Solar was virtually non-existent in terms of electricity generation at the time of the storm. Wind dropped to 1.5 percent of the electric generation.
“It’s, again, 33 percent of our grid,” said Isaac. “That’s unbelievable, and over 90 percent was coming from the other 66 percent of the grid, natural gas, coal, and nuclear.”
“There’s a reason we never had something like this before in the middle of winter,” said Burnett. “That’s because we never had so little reliable baseload power as part of our system.”
It should serve as a wake-up call for other states, especially at a time when federal and state legislators are pushing the Green New Deal and related measures.
“The national takeaway on the crisis that we experienced in Texas, the energy capital of the world, if you will, is that we need good, reliable natural gas, coal, and nuclear,” said Isaac.
The Sunrise Movement, a youth movement to “stop climate change and create millions of good jobs in the process,” sees things differently. Sunrise said in an email it is “building an army of young people” to make climate change an urgent priority across America.
“(We want to) end the corrupting influence of fossil fuel executives on our politics, and elect leaders who stand up for the health and wellbeing of all people,” according to its website.
And Sunrise has its eyes on Texas, where a primary election is scheduled for March 1.
“We have an opportunity to send our own — Jessica Cisneros and Greg Casar — to Congress to fight for us and win a Green New Deal,” Sunrise said in an email to supporters. “Republicans, corporate Democrats, and Big Oil want you to forget what happened one year ago in Texas, but we’ll never forget.”
Pointing to the remarks from Sunrise, Isaac said they are laughable at best.
“The Green New Deal is about controlling everything we do in our lives and increasing the cost of energy, and expensive energy hurts the poor more than anyone else,” said Isaac. “If we had the Green New Deal here in Texas, our electric bills would be triple what they were, the reliability of electricity would be laughable, and deaths last year would have been much more horrendous than they already were.”
“Sunrise wants to double down on the policies that created the very problem,” said Burnett. “We had 200 people die last year during this weather.”
The indoor temperature of Burnett’s home was in the 50s after he lost power.
“The Sunrise Movement wants more wind and more solar, and that’s great, unless the wind stops blowing like it did last February and snow falls and covers all your solar panels,” said Burnett. “To be fair, the wind came back up, but by then, the turbines had frozen, (and) you don’t want turbines turning on and throwing icicles across highways.”
Isaac holds firm to his position on the need for natural gas, coal, and nuclear energy.
“Wind and solar is habitat and environment destroying technology that increases the cost of electricity, does nothing to improve the environment, and just winds up hurting the poor most,” says Isaac. “It increases the unreliability of our grid and the instability.”

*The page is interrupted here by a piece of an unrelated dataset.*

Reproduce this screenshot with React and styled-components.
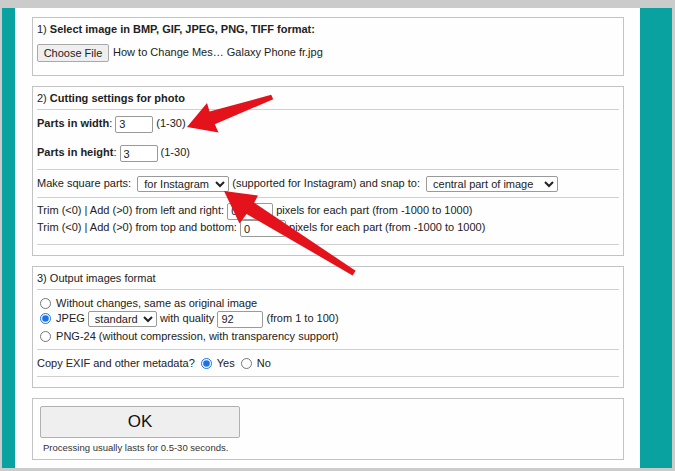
import React from 'react';
import styled, { createGlobalStyle } from 'styled-components';

const GlobalStyle = createGlobalStyle`
  html, body {
    margin: 0;
    padding: 0;
    background: #fff;
  }
  body {
    font-family: "Liberation Sans", Arial, sans-serif;
  }
`;

const Frame = styled.div`
  position: relative;
  width: 675px;
  height: 471px;
  box-sizing: border-box;
  padding: 8px 3px 3px 2px;
  background: #cbcbcb;
  display: flex;
  overflow: hidden;
`;

const Side = styled.div`
  width: ${(p) => p.w}px;
  flex: none;
  background: #0aa1a1;
`;

const Main = styled.div`
  flex: 1;
  background: #fefefe;
  padding: 9px 16px 0 17px;
  display: flex;
  flex-direction: column;
  gap: 10px;
  color: #222;
  font-size: 11px;
`;

const Panel = styled.div`
  border: 1px solid #c3c3c3;
  padding: 0 ${(p) => p.pad || 4}px;
  padding-top: ${(p) => p.top || 0}px;
  padding-bottom: ${(p) => p.bottom || 0}px;
`;

const Row = styled.div`
  height: ${(p) => p.h}px;
  display: flex;
  align-items: center;
  white-space: nowrap;
`;

const Block = styled.div`
  padding: ${(p) => p.top}px 0 ${(p) => p.bottom}px;
`;

const Line = styled.span`
  display: inline-block;
`;

const Sep = styled.div`
  height: 1px;
  background: #d0d0d0;
`;

const Spacer = styled.div`
  height: ${(p) => p.h}px;
`;

const FileButton = styled.button`
  font: inherit;
  font-size: 11px;
  width: 72px;
  height: 18px;
  padding: 0;
  background: #efefef;
  border: 1px solid #a9a9a9;
  border-radius: 2px;
  color: #222;
  vertical-align: middle;
  margin-right: 1px;
`;

const TextBox = styled.input`
  font: inherit;
  font-size: 11px;
  width: ${(p) => p.w}px;
  height: 17px;
  box-sizing: border-box;
  padding: 0 3px;
  border: 1px solid #9a9a9a;
  border-radius: 2px;
  color: #222;
  vertical-align: middle;
  margin: 0;
`;

const Select = styled.select`
  font: inherit;
  font-size: 11px;
  width: ${(p) => p.w}px;
  height: 16px;
  box-sizing: border-box;
  padding: 0 0 0 2px;
  border: 1px solid #9a9a9a;
  border-radius: 2px;
  color: #222;
  background: #fff;
  vertical-align: middle;
  margin: 0 0 0 ${(p) => p.ml || 0}px;
`;

const Radio = styled.input.attrs({ type: 'radio' })`
  width: 11px;
  height: 11px;
  margin: 0 2px 0 3px;
  vertical-align: -2px;
  accent-color: #1a73e8;
`;

const OkButton = styled.button`
  font-family: "Liberation Sans", Arial, sans-serif;
  font-size: 17px;
  width: 200px;
  height: 32px;
  background: #efefef;
  border: 1px solid #b0b0b0;
  border-radius: 2px;
  color: #111;
  padding: 0;
  display: block;
`;

const Note = styled.div`
  font-size: 9.5px;
  color: #333;
  height: 15px;
  line-height: 15px;
  margin: 2px 0 0 3px;
`;

const Overlay = styled.svg`
  position: absolute;
  left: 0;
  top: 0;
  pointer-events: none;
`;

export default function App() {
  return (
    <>
      <GlobalStyle />
      <Frame>
        <Side w={13} />
        <Main>
          <Panel bottom={8}>
            <Row h={21}>
              <Line>
                1) <b>Select image in BMP, GIF, JPEG, PNG, TIFF format:</b>
              </Line>
            </Row>
            <Row h={28}>
              <Line>
                <FileButton>Choose File</FileButton> How to Change Mes… Galaxy Phone fr.jpg
              </Line>
            </Row>
          </Panel>

          <Panel>
            <Row h={22}>
              <Line>
                2) <b>Cutting settings for photo</b>
              </Line>
            </Row>
            <Sep />
            <Row h={28}>
              <Line>
                <b>Parts in width</b>: <TextBox w={38} defaultValue="3" /> (1-30)
              </Line>
            </Row>
            <Row h={31}>
              <Line>
                <b>Parts in height</b>: <TextBox w={38} defaultValue="3" /> (1-30)
              </Line>
            </Row>
            <Sep />
            <Row h={27}>
              <Line>
                Make square parts:{' '}
                <Select w={92} ml={3} defaultValue="ig">
                  <option value="ig">for Instagram</option>
                </Select>{' '}
                (supported for Instagram) and snap to:{' '}
                <Select w={132} ml={3} defaultValue="c">
                  <option value="c">central part of image</option>
                </Select>
              </Line>
            </Row>
            <Sep />
            <Block top={4} bottom={7}>
              <Row h={18}>
                <Line>
                  Trim (&lt;0) | Add (&gt;0) from left and right: <TextBox w={46} defaultValue="0" /> pixels for each part (from -1000 to 1000)
                </Line>
              </Row>
              <Row h={17}>
                <Line>
                  Trim (&lt;0) | Add (&gt;0) from top and bottom: <TextBox w={46} defaultValue="0" /> pixels for each part (from -1000 to 1000)
                </Line>
              </Row>
            </Block>
            <Sep />
            <Spacer h={10} />
          </Panel>

          <Panel>
            <Row h={22}>
              <Line>3) Output images format</Line>
            </Row>
            <Sep />
            <Block top={5} bottom={4}>
              <Row h={16}>
                <Line>
                  <Radio name="fmt" /> Without changes, same as original image
                </Line>
              </Row>
              <Row h={16}>
                <Line>
                  <Radio name="fmt" defaultChecked /> JPEG{' '}
                  <Select w={69} defaultValue="s">
                    <option value="s">standard</option>
                  </Select>{' '}
                  with quality <TextBox w={46} defaultValue="92" /> (from 1 to 100)
                </Line>
              </Row>
              <Row h={18}>
                <Line>
                  <Radio name="fmt" /> PNG-24 (without compression, with transparency support)
                </Line>
              </Row>
            </Block>
            <Sep />
            <Row h={26}>
              <Line>
                Copy EXIF and other metadata? <Radio name="exif" defaultChecked /> Yes <Radio name="exif" /> No
              </Line>
            </Row>
            <Sep />
            <Spacer h={10} />
          </Panel>

          <Panel pad={7} top={7} bottom={4}>
            <OkButton>OK</OkButton>
            <Note>Processing usually lasts for 0.5-30 seconds.</Note>
          </Panel>
        </Main>
        <Side w={32} />

        <Overlay width="675" height="471" viewBox="0 0 675 471">
          <path
            d="M187 127 L207 103 L209.6 111.6 L271.2 94.8 L273.2 99.2 L214.8 124.2 L218.5 132.5 Z"
            fill="#e3121b"
          />
          <path
            d="M224 191 L258 195.5 L254.2 202.8 L355.6 270.8 L352.6 275.4 L246.6 214 L239.5 223.5 Z"
            fill="#e3121b"
          />
        </Overlay>
      </Frame>
    </>
  );
}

It was a close call in Texas last year, one that should cause other states to wake up to what Isaac calls a “cult-like fascination with decarbonized electricity.”
“We were nearly four minutes away from a complete grid collapse because renewable energy was not producing any electricity,” says Isaac. “That would have been completely devastating to Texas. We would still be rebuilding today. Millions of people would have fled the state because of this, and just thousands of people would have died.”
“ERCOT (Electric Reliability Council of Texas) made some terrible decisions,” says Burnett. “After the power outage, they wanted to get the lights on immediately, so they said, ‘natural gas plants, you have to ramp up,’ but then they cut off power to switching stations for natural gas and for storage for natural gas, so there was no power heating the pipelines or the switches and the plants were using gas at an enormous rate, and those pipelines and switches froze.”
“That would not have happened with a coal plant because coal typically has six months of capacity sitting around in a stockpile,” says Burnett. “They’re not going to run out if the switching stations freeze, but those coal plants had closed, so there were multiple errors.”